In week one, Finian said he won’t be paying water charges (he consistently opposed them when in opposition), then he decided to consult the Attorney General for advice (why?), then he glumly declared that he will pay them.
In week two, Finian, whose brief is health-related, called for smoking to be allowed in designated areas in bars and restaurants. He has since clarified that while this remains his personal view, he is “of course” supportive of Government policy.
Finian really needs to decide if he wants to be in opposition or Government. Just now, he seems to want it both ways. He accepted a ministry with relish and signed up to Government in the knowledge that the law of the land, for now at least, requires that water charges be paid.
But Finian’s wink and nod to his constituents is meant to signal: ‘I’m against charges and I won’t pay.’ He accepted a (health) ministry and signed up to Government in the knowledge that a smoking ban in public places exists, but Finian’s wink and nod to his constituents is meant to signal: ‘I’m all for returning some rights to put-upon smokers.’

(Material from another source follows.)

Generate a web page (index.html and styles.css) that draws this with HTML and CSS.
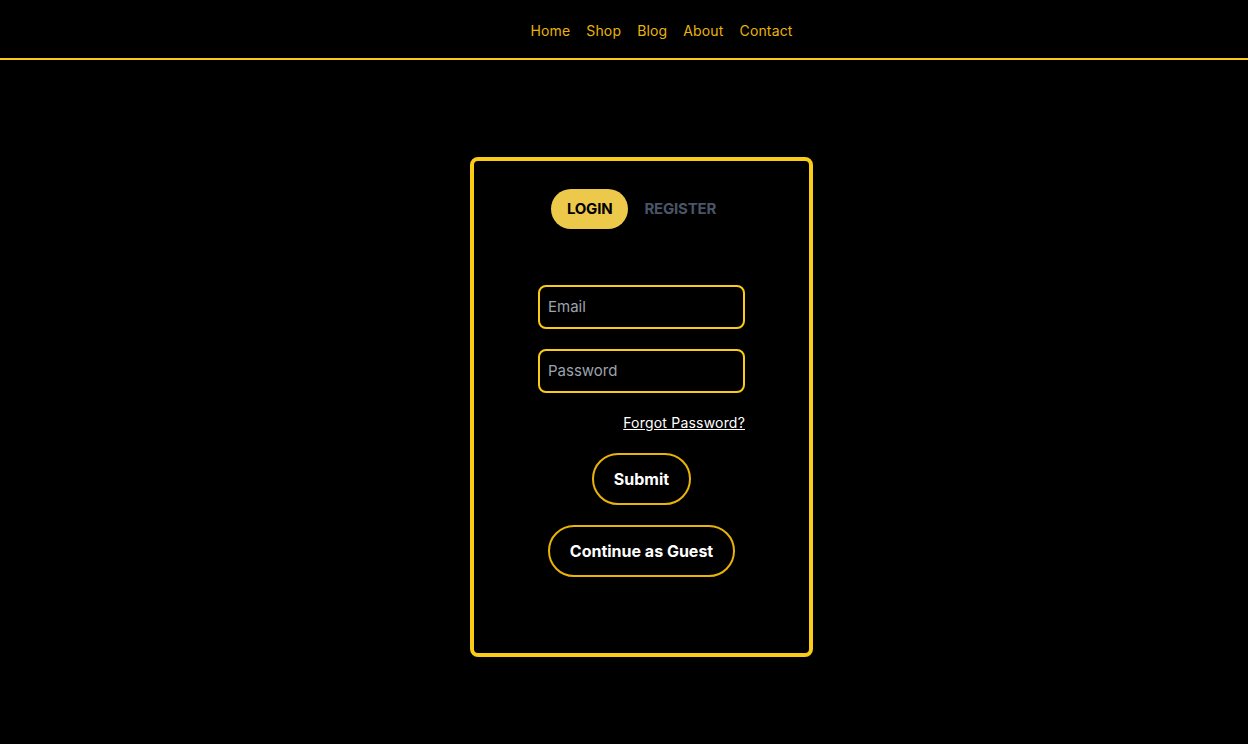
FILE: index.html
```html
<!DOCTYPE html>
<html lang="en">
<head>
<meta charset="utf-8">
<title>Login</title>
<link rel="stylesheet" href="styles.css">
</head>
<body>
<header class="header">
  <nav class="nav">
    <a href="#" class="nav-link">Home</a>
    <a href="#" class="nav-link">Shop</a>
    <a href="#" class="nav-link">Blog</a>
    <a href="#" class="nav-link">About</a>
    <a href="#" class="nav-link">Contact</a>
  </nav>
</header>
<main class="main">
  <section class="card">
    <div class="tabs">
      <button class="tab tab-active">LOGIN</button>
      <button class="tab">REGISTER</button>
    </div>
    <form class="form">
      <input class="field" type="email" placeholder="Email">
      <input class="field" type="password" placeholder="Password">
      <a href="#" class="forgot">Forgot Password?</a>
      <button type="button" class="btn">Submit</button>
      <button type="button" class="btn">Continue as Guest</button>
    </form>
  </section>
</main>
</body>
</html>
```
FILE: styles.css
```css
* { box-sizing: border-box; }
html, body { margin: 0; padding: 0; background: #000; }
body {
  font-family: Inter, "DejaVu Sans", sans-serif;
  color: #fff;
  min-height: 744px;
}
.header {
  height: 60px;
  border-bottom: 2px solid #facc15;
  display: flex;
  align-items: center;
  justify-content: center;
  padding-left: 75px;
}
.nav {
  display: flex;
  gap: 16px;
  margin-top: 3px;
}
.nav-link {
  color: #eab308;
  text-decoration: none;
  font-size: 14px;
  line-height: 20px;
  letter-spacing: 0.15px;
}
.main {
  display: flex;
  justify-content: center;
  padding-top: 97px;
  padding-left: 35px;
}
.card {
  width: 343px;
  height: 500px;
  border: 4px solid #facc15;
  border-radius: 8px;
  padding-top: 28px;
  display: flex;
  flex-direction: column;
  align-items: center;
}
.tabs {
  display: flex;
}
.tab {
  height: 40px;
  padding: 0 16px;
  border: none;
  border-radius: 20px;
  background: transparent;
  color: #4a5568;
  font-family: inherit;
  font-size: 15px;
  font-weight: 700;
  letter-spacing: -0.2px;
  padding-bottom: 1px;
}
.tab-active {
  background: #ecc94b;
  color: #000;
}
.form {
  margin-top: 56px;
  width: 207px;
  display: flex;
  flex-direction: column;
  align-items: center;
}
.field {
  width: 207px;
  height: 44px;
  border: 2px solid #facc15;
  border-radius: 8px;
  background: #000;
  color: #fff;
  padding: 0 8px 2px;
  font-family: inherit;
  font-size: 15px;
  margin-bottom: 20px;
}
.field::placeholder { color: #9ca3af; }
.forgot {
  align-self: flex-end;
  color: #fff;
  font-size: 14px;
  line-height: 20px;
  letter-spacing: 0.2px;
  text-decoration: underline;
  margin-bottom: 20px;
}
.btn {
  height: 52px;
  padding: 0 20px;
  border: 2px solid #eab308;
  border-radius: 26px;
  background: #000;
  color: #fff;
  font-family: inherit;
  font-size: 16px;
  font-weight: 700;
  margin-bottom: 20px;
  white-space: nowrap;
}
```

When the next election comes around, it appears that Finian will want to claim credit for specific decisions he will have made on disabilities, while reserving the right to distance himself from other Government policies, and indeed continuing to engage in the populist approach that served him so well in opposition. And this approach, I fear, will be replicated elsewhere in our great new Dáil.
Fianna Fáil will aim to take credit for certain Government policies (which they will claim they insisted upon) while criticising and opposing others.
Some Independents in Government may try and ride two horses, in the style of Finian. Labour, until recently joined to Fine Gael’s hip, have already suddenly discovered that they actually have little in common with Enda and company.
Meanwhile, Sinn Fein and a variety of other TDs and groupings – all of whom made no serious attempt to get into Government – will merrily slam the new administration for failing to do the things they weren’t prepared to even talk about doing themselves.
New politics is going to be great, isn’t it?